**Goal**
Find the string "components" in the listing and report every line that has it.
── Supplied records
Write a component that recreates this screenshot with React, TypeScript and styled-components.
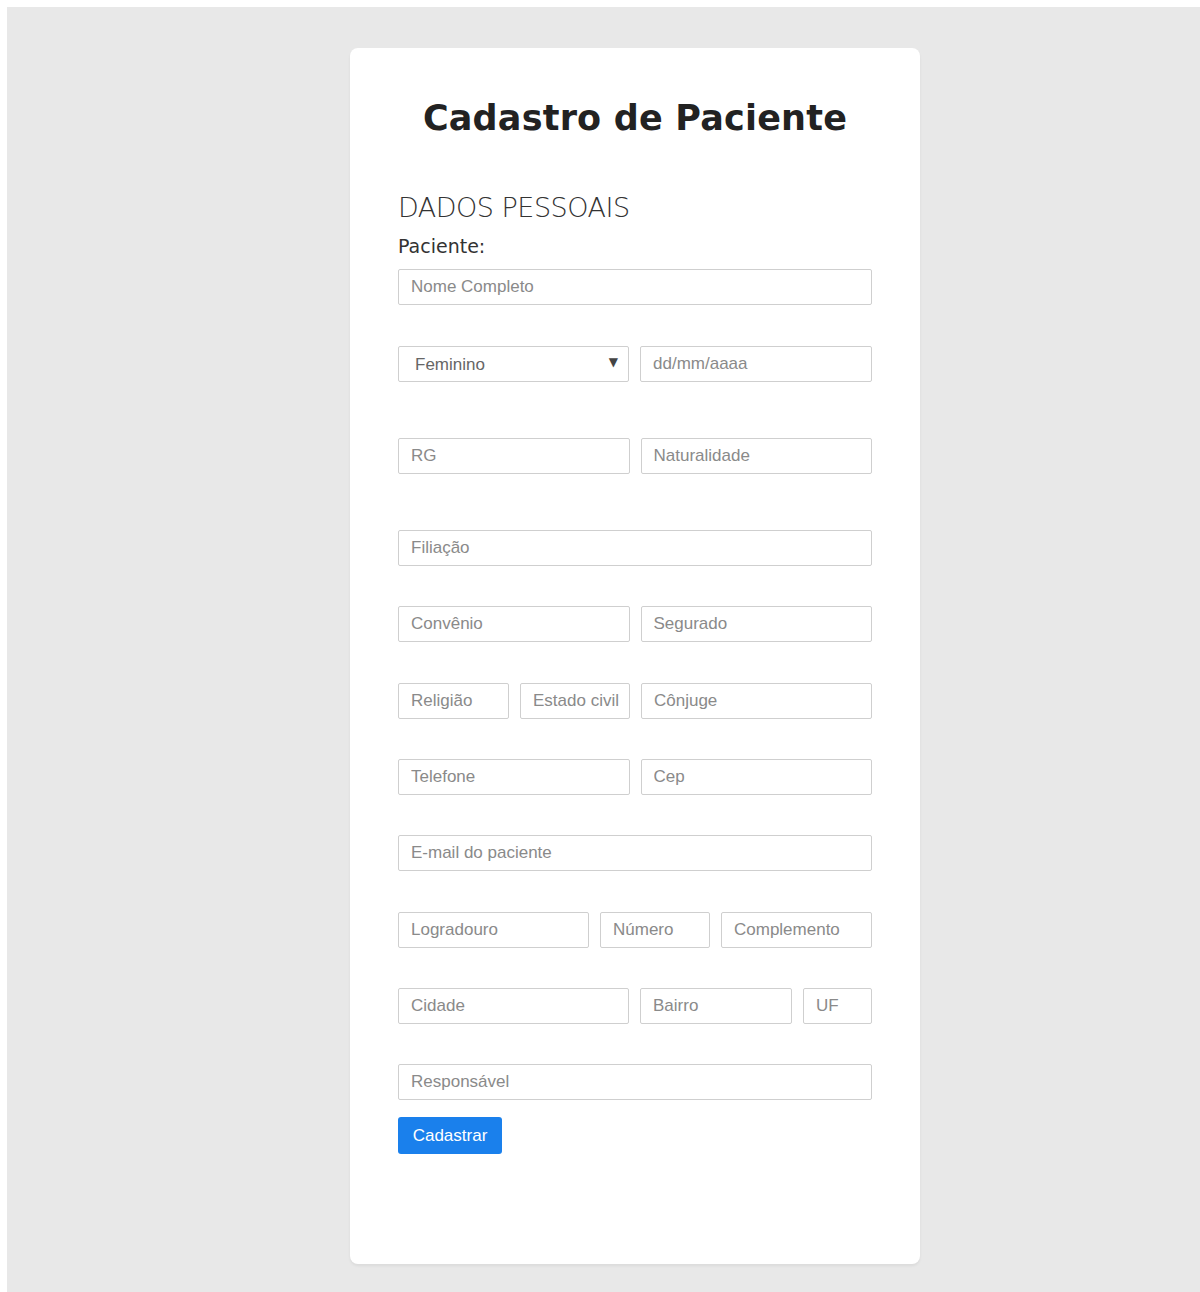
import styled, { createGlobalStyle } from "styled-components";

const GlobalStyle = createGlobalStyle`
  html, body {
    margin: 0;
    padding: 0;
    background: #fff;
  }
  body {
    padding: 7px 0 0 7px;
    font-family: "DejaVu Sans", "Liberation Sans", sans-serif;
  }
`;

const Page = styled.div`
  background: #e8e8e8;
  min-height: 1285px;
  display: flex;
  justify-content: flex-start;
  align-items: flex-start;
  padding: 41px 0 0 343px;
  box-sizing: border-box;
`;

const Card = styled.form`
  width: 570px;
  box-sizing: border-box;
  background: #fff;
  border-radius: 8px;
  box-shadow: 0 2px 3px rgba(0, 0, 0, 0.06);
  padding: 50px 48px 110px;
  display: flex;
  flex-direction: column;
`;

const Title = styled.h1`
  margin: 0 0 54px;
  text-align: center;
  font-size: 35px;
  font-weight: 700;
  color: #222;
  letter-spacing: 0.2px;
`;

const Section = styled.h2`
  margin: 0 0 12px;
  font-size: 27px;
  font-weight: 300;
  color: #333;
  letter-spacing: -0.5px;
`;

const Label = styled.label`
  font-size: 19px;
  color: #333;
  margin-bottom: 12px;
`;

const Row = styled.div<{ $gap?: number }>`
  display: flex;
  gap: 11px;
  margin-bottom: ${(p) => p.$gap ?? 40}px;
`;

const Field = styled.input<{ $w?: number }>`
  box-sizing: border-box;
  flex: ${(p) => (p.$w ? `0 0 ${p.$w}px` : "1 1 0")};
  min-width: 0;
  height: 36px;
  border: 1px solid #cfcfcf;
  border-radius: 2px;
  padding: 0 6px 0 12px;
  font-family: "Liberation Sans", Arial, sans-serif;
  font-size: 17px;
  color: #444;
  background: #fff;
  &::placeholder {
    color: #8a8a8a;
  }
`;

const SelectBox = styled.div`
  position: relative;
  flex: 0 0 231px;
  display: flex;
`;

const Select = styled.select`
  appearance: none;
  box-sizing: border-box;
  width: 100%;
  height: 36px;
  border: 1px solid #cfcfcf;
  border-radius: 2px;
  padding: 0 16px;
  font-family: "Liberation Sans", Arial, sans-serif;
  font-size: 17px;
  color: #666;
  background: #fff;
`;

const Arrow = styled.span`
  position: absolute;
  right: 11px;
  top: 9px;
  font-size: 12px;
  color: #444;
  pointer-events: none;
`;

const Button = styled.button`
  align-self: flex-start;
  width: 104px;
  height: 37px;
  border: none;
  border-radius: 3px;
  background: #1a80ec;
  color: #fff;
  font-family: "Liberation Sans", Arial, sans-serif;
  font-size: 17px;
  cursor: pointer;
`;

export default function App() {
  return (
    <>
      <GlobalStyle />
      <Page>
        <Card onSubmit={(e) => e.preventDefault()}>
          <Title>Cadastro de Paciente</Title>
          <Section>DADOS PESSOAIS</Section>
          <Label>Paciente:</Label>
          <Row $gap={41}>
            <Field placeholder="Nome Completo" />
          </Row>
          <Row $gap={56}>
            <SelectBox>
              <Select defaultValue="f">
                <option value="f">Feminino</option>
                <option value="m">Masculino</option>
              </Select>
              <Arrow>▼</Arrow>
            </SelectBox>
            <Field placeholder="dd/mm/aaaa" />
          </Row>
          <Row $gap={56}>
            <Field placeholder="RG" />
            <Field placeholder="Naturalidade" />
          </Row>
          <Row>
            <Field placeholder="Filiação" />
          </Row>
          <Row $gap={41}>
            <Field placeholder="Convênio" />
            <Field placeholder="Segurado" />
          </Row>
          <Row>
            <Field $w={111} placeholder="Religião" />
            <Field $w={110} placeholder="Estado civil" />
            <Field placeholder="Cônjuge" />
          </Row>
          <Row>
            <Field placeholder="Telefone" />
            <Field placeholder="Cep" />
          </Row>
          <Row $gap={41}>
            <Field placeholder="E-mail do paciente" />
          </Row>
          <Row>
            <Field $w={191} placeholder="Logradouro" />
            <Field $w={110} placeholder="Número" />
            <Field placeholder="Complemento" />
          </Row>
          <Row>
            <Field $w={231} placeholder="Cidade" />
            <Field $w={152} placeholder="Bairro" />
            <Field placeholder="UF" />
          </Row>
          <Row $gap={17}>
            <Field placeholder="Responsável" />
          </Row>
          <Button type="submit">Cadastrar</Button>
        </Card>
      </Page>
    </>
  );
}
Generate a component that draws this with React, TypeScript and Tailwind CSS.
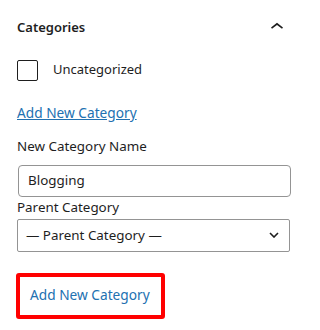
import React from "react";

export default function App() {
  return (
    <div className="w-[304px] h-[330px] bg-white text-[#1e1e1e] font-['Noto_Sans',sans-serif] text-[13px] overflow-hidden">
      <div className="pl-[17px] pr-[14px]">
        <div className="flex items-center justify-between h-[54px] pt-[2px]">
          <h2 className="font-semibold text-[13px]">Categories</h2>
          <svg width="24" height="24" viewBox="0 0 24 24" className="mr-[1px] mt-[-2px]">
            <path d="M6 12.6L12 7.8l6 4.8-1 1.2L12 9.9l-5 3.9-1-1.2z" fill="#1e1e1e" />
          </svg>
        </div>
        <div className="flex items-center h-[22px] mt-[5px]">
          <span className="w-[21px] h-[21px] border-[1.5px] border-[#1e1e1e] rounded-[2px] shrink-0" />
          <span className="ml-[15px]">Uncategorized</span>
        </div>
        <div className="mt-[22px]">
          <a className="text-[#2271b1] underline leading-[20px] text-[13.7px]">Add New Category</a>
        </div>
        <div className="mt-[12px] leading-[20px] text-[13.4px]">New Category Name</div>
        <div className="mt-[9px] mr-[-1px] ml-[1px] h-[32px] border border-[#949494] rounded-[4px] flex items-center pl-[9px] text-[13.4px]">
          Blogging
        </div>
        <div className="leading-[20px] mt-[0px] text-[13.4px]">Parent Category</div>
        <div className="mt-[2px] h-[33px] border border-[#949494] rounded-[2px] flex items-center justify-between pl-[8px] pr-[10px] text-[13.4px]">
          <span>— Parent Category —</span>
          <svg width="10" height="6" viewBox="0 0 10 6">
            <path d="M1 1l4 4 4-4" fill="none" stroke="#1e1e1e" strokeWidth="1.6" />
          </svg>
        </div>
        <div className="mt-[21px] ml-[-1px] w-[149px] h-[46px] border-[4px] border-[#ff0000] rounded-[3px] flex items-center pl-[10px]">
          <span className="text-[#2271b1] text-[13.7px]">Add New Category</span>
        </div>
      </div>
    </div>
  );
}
────
**Response below**
Write a component that recreates this screenshot with React, TypeScript and styled-components.
import styled, { createGlobalStyle } from "styled-components";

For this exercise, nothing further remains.